Let $$f : R \to R$$ be a continuous function such that $$f(x) + f(x+1) = 2$$ for all $$x \in R$$. If $$I_1 = \int_0^8 f(x)\,dx$$ and $$I_2 = \int_{-1}^3 f(x)\,dx$$, then the value of $$I_1 + 2I_2$$ is equal to ________.

Given $$f(x) + f(x+1) = 2$$ for all $$x \in \mathbb{R}$$. This means the function has period 2, since replacing $$x$$ by $$x+1$$: $$f(x+1) + f(x+2) = 2$$, and subtracting from the original: $$f(x) - f(x+2) = 0$$, so $$f(x+2) = f(x)$$.

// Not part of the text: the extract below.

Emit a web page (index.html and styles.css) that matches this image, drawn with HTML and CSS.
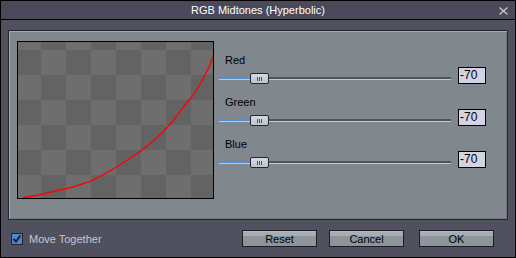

For any interval of length 2, say $$[a, a+2]$$: $$\int_a^{a+2} f(x)\,dx = \int_a^{a+1} f(x)\,dx + \int_{a+1}^{a+2} f(x)\,dx$$. In the second integral, let $$x = t + 1$$: $$\int_a^{a+1} f(t+1)\,dt$$. So the total is $$\int_a^{a+1} [f(x) + f(x+1)]\,dx = \int_a^{a+1} 2\,dx = 2$$.

Now $$I_1 = \int_0^8 f(x)\,dx$$. Since the interval has length 8 = 4 periods of length 2: $$I_1 = 4 \times 2 = 8$$.

$$I_2 = \int_{-1}^3 f(x)\,dx$$. The interval has length 4 = 2 periods of length 2: $$I_2 = 2 \times 2 = 4$$.

Therefore $$I_1 + 2I_2 = 8 + 2(4) = 16$$.